▶ [Available data]:
________________________

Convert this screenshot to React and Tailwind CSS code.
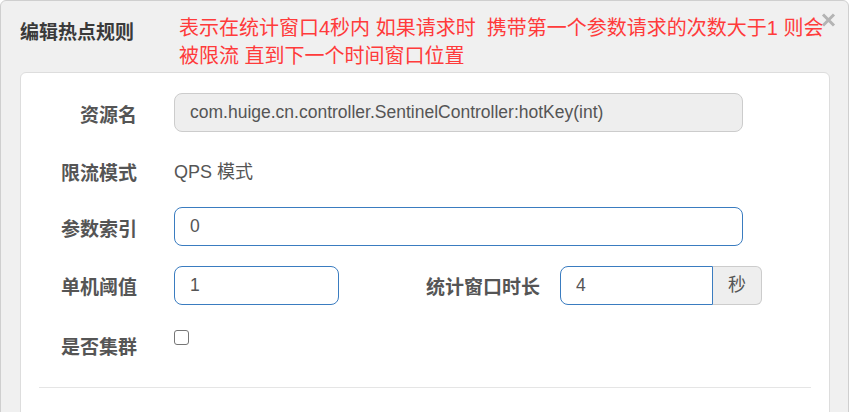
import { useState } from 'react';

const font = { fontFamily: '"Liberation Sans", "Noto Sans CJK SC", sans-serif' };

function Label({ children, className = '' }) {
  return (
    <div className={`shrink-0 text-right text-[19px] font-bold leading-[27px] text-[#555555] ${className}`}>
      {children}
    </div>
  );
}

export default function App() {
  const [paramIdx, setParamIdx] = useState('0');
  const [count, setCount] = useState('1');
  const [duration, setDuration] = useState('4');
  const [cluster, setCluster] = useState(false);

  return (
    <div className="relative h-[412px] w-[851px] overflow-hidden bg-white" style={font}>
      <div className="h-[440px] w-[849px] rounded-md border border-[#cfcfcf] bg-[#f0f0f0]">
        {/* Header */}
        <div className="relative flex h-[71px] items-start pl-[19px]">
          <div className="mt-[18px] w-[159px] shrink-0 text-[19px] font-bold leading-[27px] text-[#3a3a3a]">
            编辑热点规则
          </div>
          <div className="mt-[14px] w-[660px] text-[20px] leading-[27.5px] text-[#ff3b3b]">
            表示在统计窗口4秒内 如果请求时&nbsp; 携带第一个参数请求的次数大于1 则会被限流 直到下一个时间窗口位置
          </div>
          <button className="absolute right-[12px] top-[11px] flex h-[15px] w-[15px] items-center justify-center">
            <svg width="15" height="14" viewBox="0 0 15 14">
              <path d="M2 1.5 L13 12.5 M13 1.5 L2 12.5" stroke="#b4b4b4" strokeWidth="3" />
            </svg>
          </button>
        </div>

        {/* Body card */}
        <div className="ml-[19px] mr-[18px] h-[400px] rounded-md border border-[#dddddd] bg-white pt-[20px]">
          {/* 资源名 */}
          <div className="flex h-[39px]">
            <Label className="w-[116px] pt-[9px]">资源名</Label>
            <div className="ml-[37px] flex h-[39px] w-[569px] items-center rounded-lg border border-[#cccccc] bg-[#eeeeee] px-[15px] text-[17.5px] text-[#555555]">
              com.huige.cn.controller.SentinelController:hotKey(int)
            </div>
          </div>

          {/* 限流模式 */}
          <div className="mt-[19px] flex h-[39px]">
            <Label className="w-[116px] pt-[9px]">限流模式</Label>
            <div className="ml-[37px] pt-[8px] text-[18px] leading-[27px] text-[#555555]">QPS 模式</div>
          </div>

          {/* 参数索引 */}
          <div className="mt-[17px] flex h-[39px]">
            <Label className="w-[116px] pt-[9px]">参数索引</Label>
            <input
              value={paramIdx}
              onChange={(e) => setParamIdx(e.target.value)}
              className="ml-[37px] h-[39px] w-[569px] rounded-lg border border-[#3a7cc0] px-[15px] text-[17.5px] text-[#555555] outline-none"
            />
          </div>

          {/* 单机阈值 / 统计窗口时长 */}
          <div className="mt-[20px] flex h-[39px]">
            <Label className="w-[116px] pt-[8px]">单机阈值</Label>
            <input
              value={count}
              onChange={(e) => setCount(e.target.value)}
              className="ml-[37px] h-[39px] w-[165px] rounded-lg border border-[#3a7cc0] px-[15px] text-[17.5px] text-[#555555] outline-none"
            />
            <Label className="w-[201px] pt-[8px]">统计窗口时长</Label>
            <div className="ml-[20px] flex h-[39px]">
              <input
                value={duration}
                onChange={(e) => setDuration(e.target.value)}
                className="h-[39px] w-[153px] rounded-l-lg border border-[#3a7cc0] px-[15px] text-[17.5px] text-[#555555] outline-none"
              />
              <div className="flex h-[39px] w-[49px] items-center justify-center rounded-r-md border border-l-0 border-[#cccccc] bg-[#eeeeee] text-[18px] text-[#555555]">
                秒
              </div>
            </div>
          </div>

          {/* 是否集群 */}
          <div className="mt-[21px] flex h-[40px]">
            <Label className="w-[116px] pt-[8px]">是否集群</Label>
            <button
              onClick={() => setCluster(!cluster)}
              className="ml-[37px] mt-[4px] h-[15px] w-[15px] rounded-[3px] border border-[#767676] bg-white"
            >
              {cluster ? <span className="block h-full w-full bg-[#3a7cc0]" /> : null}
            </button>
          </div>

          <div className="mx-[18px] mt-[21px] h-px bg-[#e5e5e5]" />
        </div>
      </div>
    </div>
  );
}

________________________

▶ [Work to do]: Copy all the data exactly as written, but skip any picture.

▶ [Completed task]:
Convert this screenshot to React and Tailwind CSS code.
import { useState } from 'react';

const font = { fontFamily: '"Liberation Sans", "Noto Sans CJK SC", sans-serif' };

function Label({ children, className = '' }) {
  return (
    <div className={`shrink-0 text-right text-[19px] font-bold leading-[27px] text-[#555555] ${className}`}>
      {children}
    </div>
  );
}

export default function App() {
  const [paramIdx, setParamIdx] = useState('0');
  const [count, setCount] = useState('1');
  const [duration, setDuration] = useState('4');
  const [cluster, setCluster] = useState(false);

  return (
    <div className="relative h-[412px] w-[851px] overflow-hidden bg-white" style={font}>
      <div className="h-[440px] w-[849px] rounded-md border border-[#cfcfcf] bg-[#f0f0f0]">
        {/* Header */}
        <div className="relative flex h-[71px] items-start pl-[19px]">
          <div className="mt-[18px] w-[159px] shrink-0 text-[19px] font-bold leading-[27px] text-[#3a3a3a]">
            编辑热点规则
          </div>
          <div className="mt-[14px] w-[660px] text-[20px] leading-[27.5px] text-[#ff3b3b]">
            表示在统计窗口4秒内 如果请求时&nbsp; 携带第一个参数请求的次数大于1 则会被限流 直到下一个时间窗口位置
          </div>
          <button className="absolute right-[12px] top-[11px] flex h-[15px] w-[15px] items-center justify-center">
            <svg width="15" height="14" viewBox="0 0 15 14">
              <path d="M2 1.5 L13 12.5 M13 1.5 L2 12.5" stroke="#b4b4b4" strokeWidth="3" />
            </svg>
          </button>
        </div>

        {/* Body card */}
        <div className="ml-[19px] mr-[18px] h-[400px] rounded-md border border-[#dddddd] bg-white pt-[20px]">
          {/* 资源名 */}
          <div className="flex h-[39px]">
            <Label className="w-[116px] pt-[9px]">资源名</Label>
            <div className="ml-[37px] flex h-[39px] w-[569px] items-center rounded-lg border border-[#cccccc] bg-[#eeeeee] px-[15px] text-[17.5px] text-[#555555]">
              com.huige.cn.controller.SentinelController:hotKey(int)
            </div>
          </div>

          {/* 限流模式 */}
          <div className="mt-[19px] flex h-[39px]">
            <Label className="w-[116px] pt-[9px]">限流模式</Label>
            <div className="ml-[37px] pt-[8px] text-[18px] leading-[27px] text-[#555555]">QPS 模式</div>
          </div>

          {/* 参数索引 */}
          <div className="mt-[17px] flex h-[39px]">
            <Label className="w-[116px] pt-[9px]">参数索引</Label>
            <input
              value={paramIdx}
              onChange={(e) => setParamIdx(e.target.value)}
              className="ml-[37px] h-[39px] w-[569px] rounded-lg border border-[#3a7cc0] px-[15px] text-[17.5px] text-[#555555] outline-none"
            />
          </div>

          {/* 单机阈值 / 统计窗口时长 */}
          <div className="mt-[20px] flex h-[39px]">
            <Label className="w-[116px] pt-[8px]">单机阈值</Label>
            <input
              value={count}
              onChange={(e) => setCount(e.target.value)}
              className="ml-[37px] h-[39px] w-[165px] rounded-lg border border-[#3a7cc0] px-[15px] text-[17.5px] text-[#555555] outline-none"
            />
            <Label className="w-[201px] pt-[8px]">统计窗口时长</Label>
            <div className="ml-[20px] flex h-[39px]">
              <input
                value={duration}
                onChange={(e) => setDuration(e.target.value)}
                className="h-[39px] w-[153px] rounded-l-lg border border-[#3a7cc0] px-[15px] text-[17.5px] text-[#555555] outline-none"
              />
              <div className="flex h-[39px] w-[49px] items-center justify-center rounded-r-md border border-l-0 border-[#cccccc] bg-[#eeeeee] text-[18px] text-[#555555]">
                秒
              </div>
            </div>
          </div>

          {/* 是否集群 */}
          <div className="mt-[21px] flex h-[40px]">
            <Label className="w-[116px] pt-[8px]">是否集群</Label>
            <button
              onClick={() => setCluster(!cluster)}
              className="ml-[37px] mt-[4px] h-[15px] w-[15px] rounded-[3px] border border-[#767676] bg-white"
            >
              {cluster ? <span className="block h-full w-full bg-[#3a7cc0]" /> : null}
            </button>
          </div>

          <div className="mx-[18px] mt-[21px] h-px bg-[#e5e5e5]" />
        </div>
      </div>
    </div>
  );
}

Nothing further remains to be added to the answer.